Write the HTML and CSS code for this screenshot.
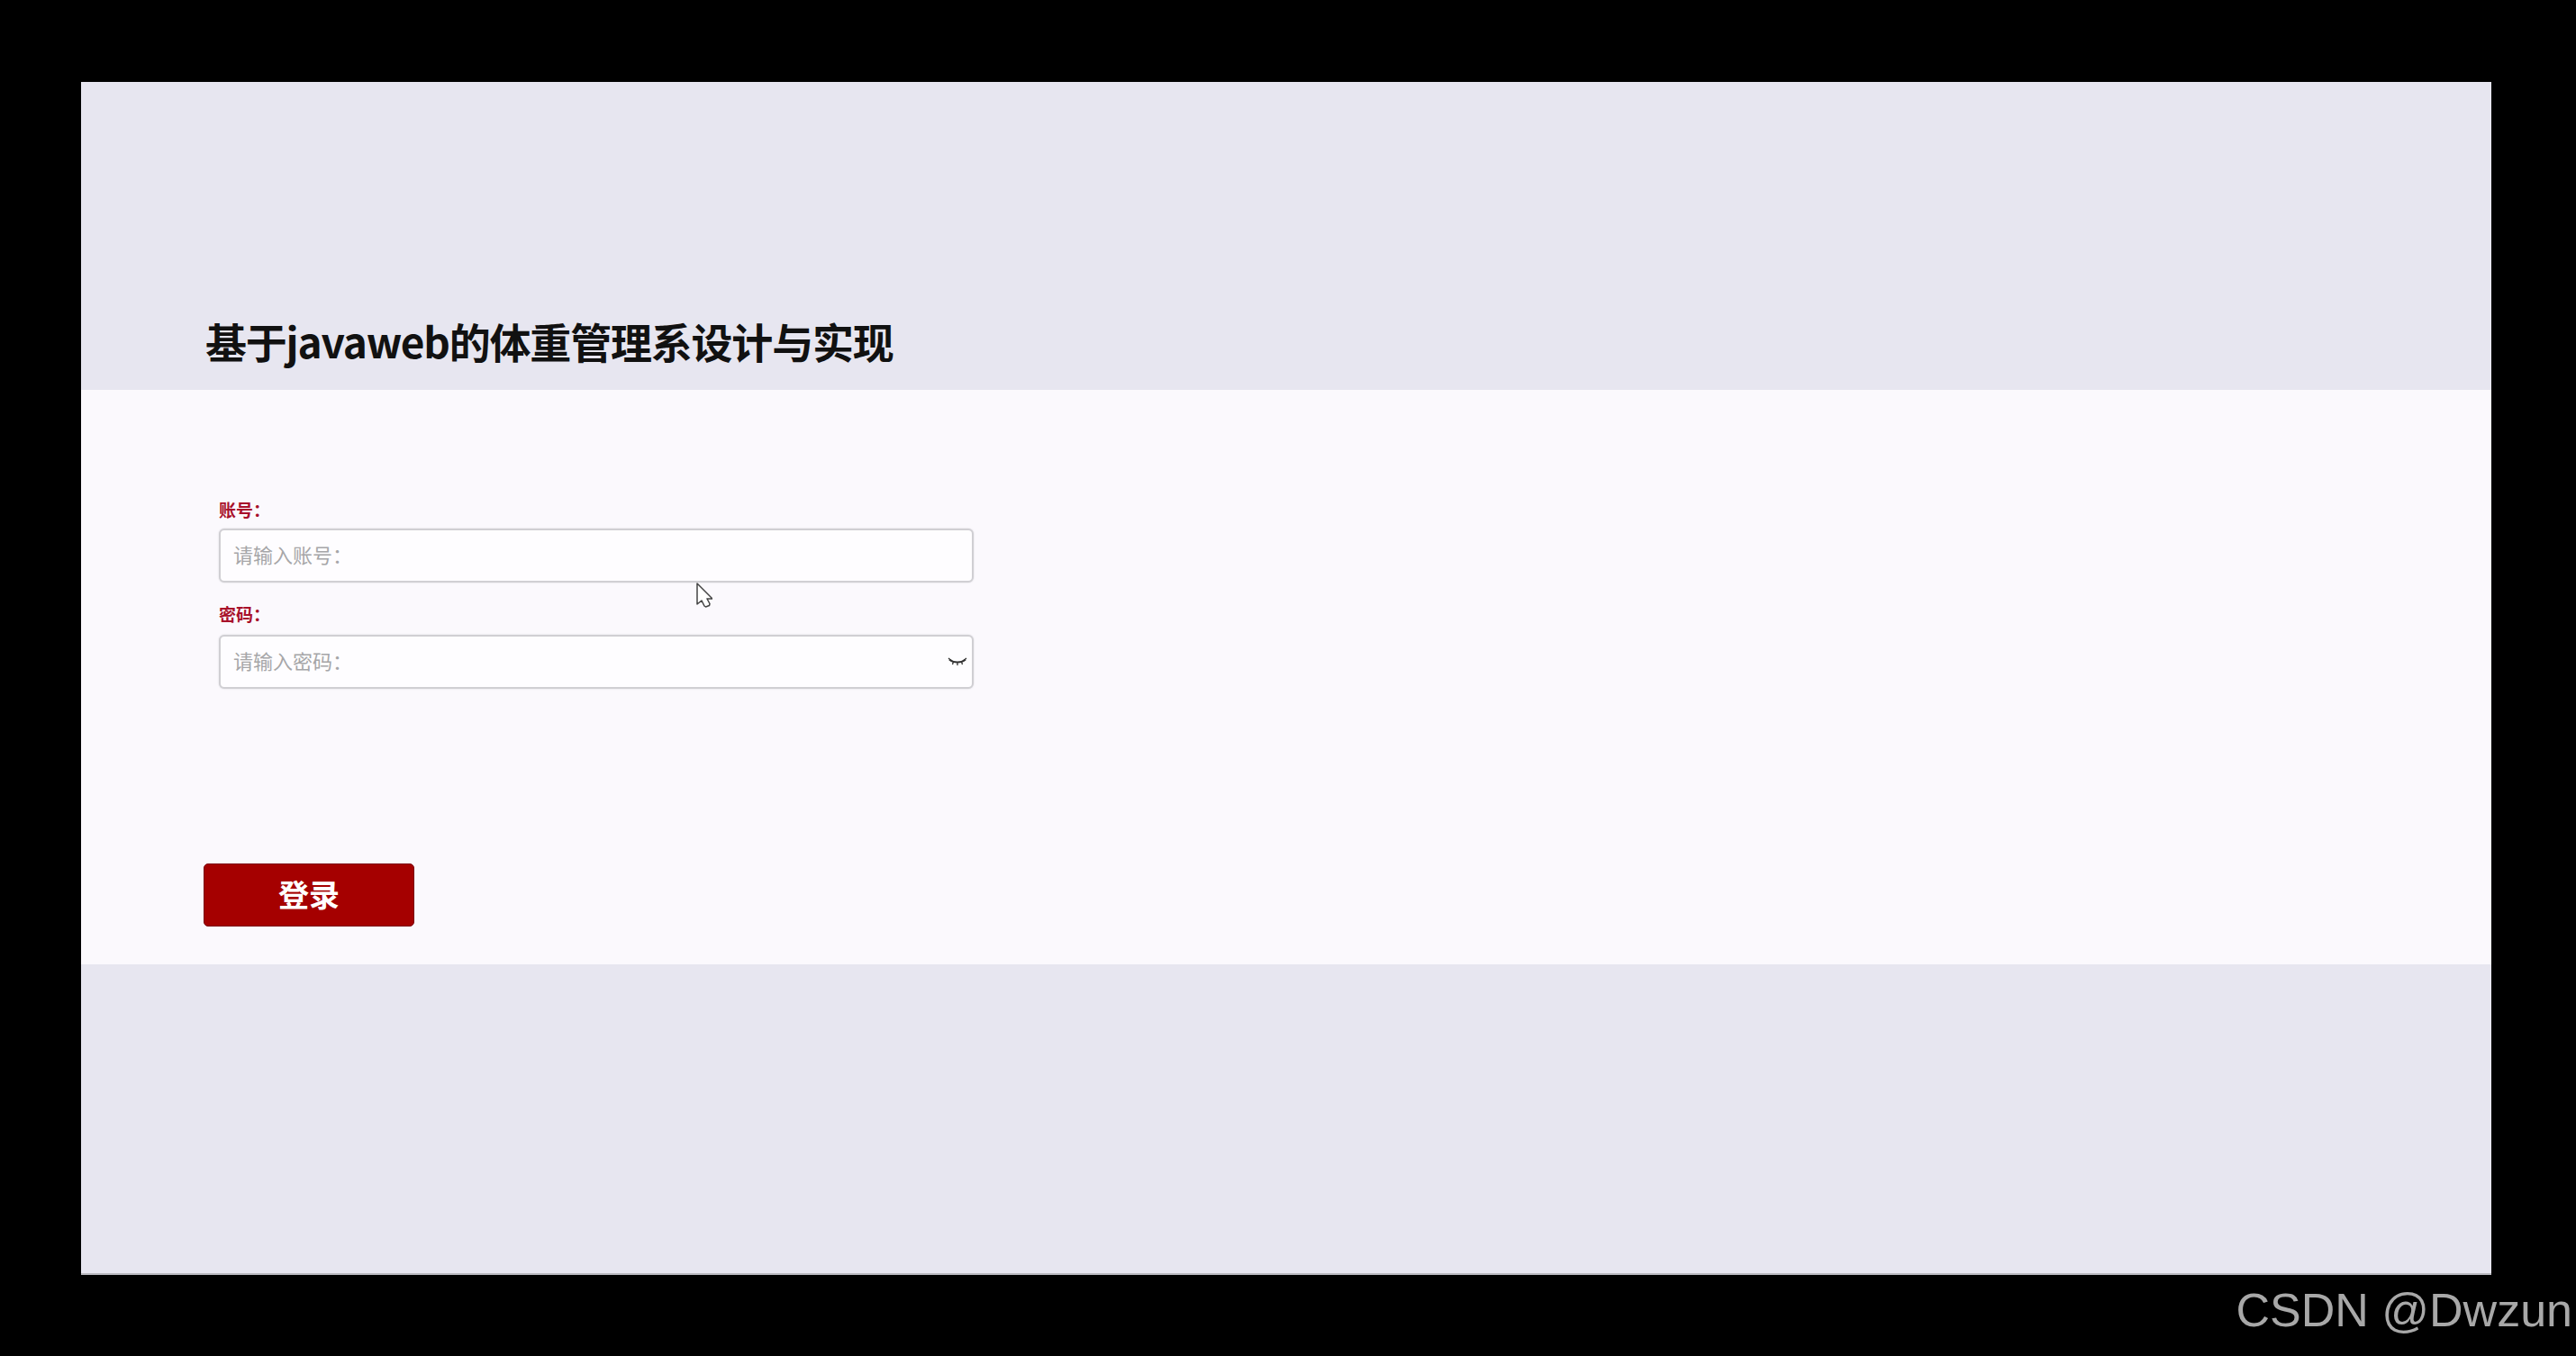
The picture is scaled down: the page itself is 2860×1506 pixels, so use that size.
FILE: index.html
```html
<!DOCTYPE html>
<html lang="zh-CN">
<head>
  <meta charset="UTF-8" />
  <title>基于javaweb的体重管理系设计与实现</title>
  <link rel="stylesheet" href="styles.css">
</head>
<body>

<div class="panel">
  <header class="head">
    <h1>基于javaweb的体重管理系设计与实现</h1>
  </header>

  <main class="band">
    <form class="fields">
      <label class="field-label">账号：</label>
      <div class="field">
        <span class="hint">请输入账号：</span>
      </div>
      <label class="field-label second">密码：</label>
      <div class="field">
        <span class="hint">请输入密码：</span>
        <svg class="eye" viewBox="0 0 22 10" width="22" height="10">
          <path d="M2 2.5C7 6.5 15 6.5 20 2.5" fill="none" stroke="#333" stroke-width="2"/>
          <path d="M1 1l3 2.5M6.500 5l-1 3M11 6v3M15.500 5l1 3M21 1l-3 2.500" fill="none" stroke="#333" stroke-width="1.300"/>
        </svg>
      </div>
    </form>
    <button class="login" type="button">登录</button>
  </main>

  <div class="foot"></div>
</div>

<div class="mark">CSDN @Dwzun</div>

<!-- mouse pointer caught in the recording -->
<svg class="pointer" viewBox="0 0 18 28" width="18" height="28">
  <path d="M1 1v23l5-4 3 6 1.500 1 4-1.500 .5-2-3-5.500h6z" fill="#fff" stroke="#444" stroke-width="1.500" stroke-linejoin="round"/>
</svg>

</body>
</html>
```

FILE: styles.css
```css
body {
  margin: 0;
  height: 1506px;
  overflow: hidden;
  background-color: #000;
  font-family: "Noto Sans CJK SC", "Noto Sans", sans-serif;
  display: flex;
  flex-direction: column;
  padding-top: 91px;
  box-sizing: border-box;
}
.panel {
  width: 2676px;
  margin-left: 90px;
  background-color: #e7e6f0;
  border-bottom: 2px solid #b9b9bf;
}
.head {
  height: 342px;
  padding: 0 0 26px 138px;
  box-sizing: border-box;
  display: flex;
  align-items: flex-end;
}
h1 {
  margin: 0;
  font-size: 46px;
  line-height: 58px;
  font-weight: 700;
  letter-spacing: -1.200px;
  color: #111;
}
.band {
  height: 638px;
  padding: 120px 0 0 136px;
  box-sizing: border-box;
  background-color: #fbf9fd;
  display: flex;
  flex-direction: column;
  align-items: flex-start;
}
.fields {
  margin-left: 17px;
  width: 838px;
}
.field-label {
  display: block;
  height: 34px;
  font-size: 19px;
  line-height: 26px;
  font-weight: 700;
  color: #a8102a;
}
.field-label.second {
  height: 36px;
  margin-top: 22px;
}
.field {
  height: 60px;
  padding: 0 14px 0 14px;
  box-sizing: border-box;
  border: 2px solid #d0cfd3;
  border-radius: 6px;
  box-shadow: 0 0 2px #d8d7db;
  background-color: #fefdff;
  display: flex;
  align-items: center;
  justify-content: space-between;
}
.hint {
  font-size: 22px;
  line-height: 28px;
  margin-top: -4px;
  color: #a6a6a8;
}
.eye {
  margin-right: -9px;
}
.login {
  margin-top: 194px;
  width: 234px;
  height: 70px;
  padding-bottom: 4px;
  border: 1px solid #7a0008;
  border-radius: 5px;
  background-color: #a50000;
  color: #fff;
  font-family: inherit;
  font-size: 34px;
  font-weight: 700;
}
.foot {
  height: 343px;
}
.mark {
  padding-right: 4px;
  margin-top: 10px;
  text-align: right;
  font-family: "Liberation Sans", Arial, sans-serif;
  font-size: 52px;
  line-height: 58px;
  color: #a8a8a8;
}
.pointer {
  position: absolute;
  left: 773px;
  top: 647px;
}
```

Objective ▸ All of the data above should be transcribed verbatim, with pictures omitted.

Answer for this exercise ▸
Write the HTML and CSS code for this screenshot.
The picture is scaled down: the page itself is 2860×1506 pixels, so use that size.
FILE: index.html
```html
<!DOCTYPE html>
<html lang="zh-CN">
<head>
  <meta charset="UTF-8" />
  <title>基于javaweb的体重管理系设计与实现</title>
  <link rel="stylesheet" href="styles.css">
</head>
<body>

<div class="panel">
  <header class="head">
    <h1>基于javaweb的体重管理系设计与实现</h1>
  </header>

  <main class="band">
    <form class="fields">
      <label class="field-label">账号：</label>
      <div class="field">
        <span class="hint">请输入账号：</span>
      </div>
      <label class="field-label second">密码：</label>
      <div class="field">
        <span class="hint">请输入密码：</span>
        <svg class="eye" viewBox="0 0 22 10" width="22" height="10">
          <path d="M2 2.5C7 6.5 15 6.5 20 2.5" fill="none" stroke="#333" stroke-width="2"/>
          <path d="M1 1l3 2.5M6.500 5l-1 3M11 6v3M15.500 5l1 3M21 1l-3 2.500" fill="none" stroke="#333" stroke-width="1.300"/>
        </svg>
      </div>
    </form>
    <button class="login" type="button">登录</button>
  </main>

  <div class="foot"></div>
</div>

<div class="mark">CSDN @Dwzun</div>

<!-- mouse pointer caught in the recording -->
<svg class="pointer" viewBox="0 0 18 28" width="18" height="28">
  <path d="M1 1v23l5-4 3 6 1.500 1 4-1.500 .5-2-3-5.500h6z" fill="#fff" stroke="#444" stroke-width="1.500" stroke-linejoin="round"/>
</svg>

</body>
</html>
```

FILE: styles.css
```css
body {
  margin: 0;
  height: 1506px;
  overflow: hidden;
  background-color: #000;
  font-family: "Noto Sans CJK SC", "Noto Sans", sans-serif;
  display: flex;
  flex-direction: column;
  padding-top: 91px;
  box-sizing: border-box;
}
.panel {
  width: 2676px;
  margin-left: 90px;
  background-color: #e7e6f0;
  border-bottom: 2px solid #b9b9bf;
}
.head {
  height: 342px;
  padding: 0 0 26px 138px;
  box-sizing: border-box;
  display: flex;
  align-items: flex-end;
}
h1 {
  margin: 0;
  font-size: 46px;
  line-height: 58px;
  font-weight: 700;
  letter-spacing: -1.200px;
  color: #111;
}
.band {
  height: 638px;
  padding: 120px 0 0 136px;
  box-sizing: border-box;
  background-color: #fbf9fd;
  display: flex;
  flex-direction: column;
  align-items: flex-start;
}
.fields {
  margin-left: 17px;
  width: 838px;
}
.field-label {
  display: block;
  height: 34px;
  font-size: 19px;
  line-height: 26px;
  font-weight: 700;
  color: #a8102a;
}
.field-label.second {
  height: 36px;
  margin-top: 22px;
}
.field {
  height: 60px;
  padding: 0 14px 0 14px;
  box-sizing: border-box;
  border: 2px solid #d0cfd3;
  border-radius: 6px;
  box-shadow: 0 0 2px #d8d7db;
  background-color: #fefdff;
  display: flex;
  align-items: center;
  justify-content: space-between;
}
.hint {
  font-size: 22px;
  line-height: 28px;
  margin-top: -4px;
  color: #a6a6a8;
}
.eye {
  margin-right: -9px;
}
.login {
  margin-top: 194px;
  width: 234px;
  height: 70px;
  padding-bottom: 4px;
  border: 1px solid #7a0008;
  border-radius: 5px;
  background-color: #a50000;
  color: #fff;
  font-family: inherit;
  font-size: 34px;
  font-weight: 700;
}
.foot {
  height: 343px;
}
.mark {
  padding-right: 4px;
  margin-top: 10px;
  text-align: right;
  font-family: "Liberation Sans", Arial, sans-serif;
  font-size: 52px;
  line-height: 58px;
  color: #a8a8a8;
}
.pointer {
  position: absolute;
  left: 773px;
  top: 647px;
}
```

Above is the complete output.